= Magnesium transporter1 family =

Group of transport proteins

The Magnesium Transporter 1 (MagT1) Family (TC# 1.A.76) is a group of magnesium transporters that are part of the TOG superfamily. Goytain and Quamme identified a Mg^{2+}-related transporter whose expression or function was affected by an implantation-associated protein precursor. They designated this protein, MagT1. MagT1 is expressed as a 335 amino acid polypeptide which includes five transmembrane helices. The nascent polypeptide possesses a cleavage site after the N-terminal signal sequence helix, rendering a mature MagT1 protein with four transmembrane helices. MagT1 additionally contains a number of phosphorylation sites.

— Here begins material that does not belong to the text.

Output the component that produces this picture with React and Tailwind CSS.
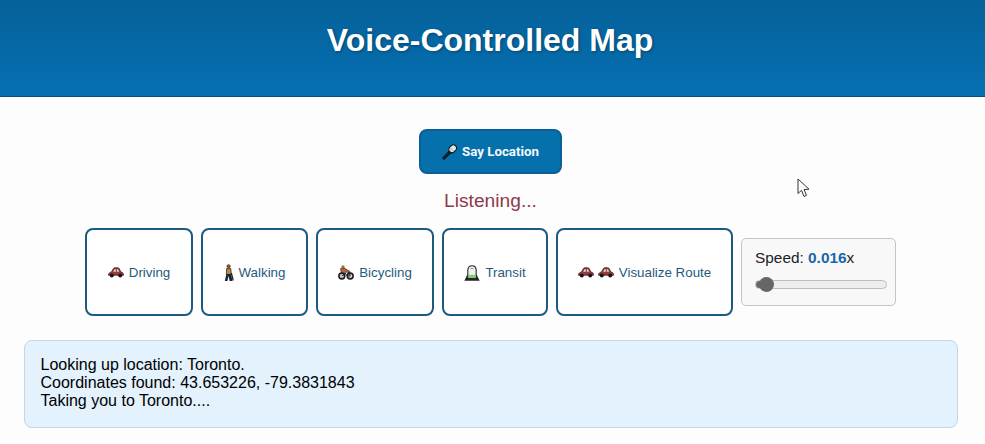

Recent evidence demonstrates that the primary function of MagT1 is protein glycosylation, mediated by MagT1's function as a component of the oligosaccharyltransferase (OST).

== Function ==
When expressed in Xenopus laevis oocytes, MagT1 mediates saturable Mg^{2+} uptake with a K_{m} of 0.23 mM. Transport of Mg^{2+} by MagT1 is rheogenic, voltage-dependent, and does not display time-dependent inactivation. Transport is specific to Mg^{2+}_{,} as other divalent cations do not evoke currents. Large external concentrations of some cations inhibited Mg^{2+} transport (Ni^{2+}, Zn^{2+}, Mn^{2+}) in MagT1-expressing oocytes although Ca^{2+}and Fe^{2+} were without effect. MagT1 has an N-terminal thioredoxin domain of unknown function.

Zhou and Clapham identified two mammalian genes, MagT1 and TUSC3, catalyzing Mg^{2+} influx. MagT1 is universally expressed in all human tissues, and its expression level is upregulated in low extracellular Mg^{2+}. Knockdown of either MagT1 or TUSC3 protein lowered the total and free intracellular Mg^{2+}concentrations in mammalian cell lines. Morpholino knockdown of MagT1 and TUSC3 protein expression in zebrafish embryos resulted in early developmental arrest; excess Mg^{2+} or supplementation with mammalian mRNAs rescued these effects. Thus, MagT1 and TUSC3 are vertebrate plasma membrane Mg^{2+} transport system.

== Transport reaction ==
The reaction catalyzed by MagT1, or a potential downstream glycosylation target (e.g. a Mg^{2+} transporter), is:
 Mg^{2+} (out) → Mg^{2+} (in)

== Role in magnesium deficiency ==
The identification of genetic changes and their functional consequences in patients with immunodeficiency resulting from loss of MAGT1 revealed that magnesium and MagT1 are key molecular players for T cell-mediated immune responses. This led to the description of XMEN (X-linked immunodeficiency with magnesium defect, Epstein-Barr Virus infection, and neoplasia) syndrome, for which Mg^{2+} supplementation has been shown to be beneficial. Similarly, the identification of copy-number variation leading to dysfunctional MAGT1 in a family with atypical ATR-X syndrome and skin abnormalities, suggested that the MAGT1 defect is responsible for the cutaneous problems.

== Role in protein glycosylation ==
MagT1 and its homologue TUSC3 are both bona fide components of the oligosaccharyltransferase (OST).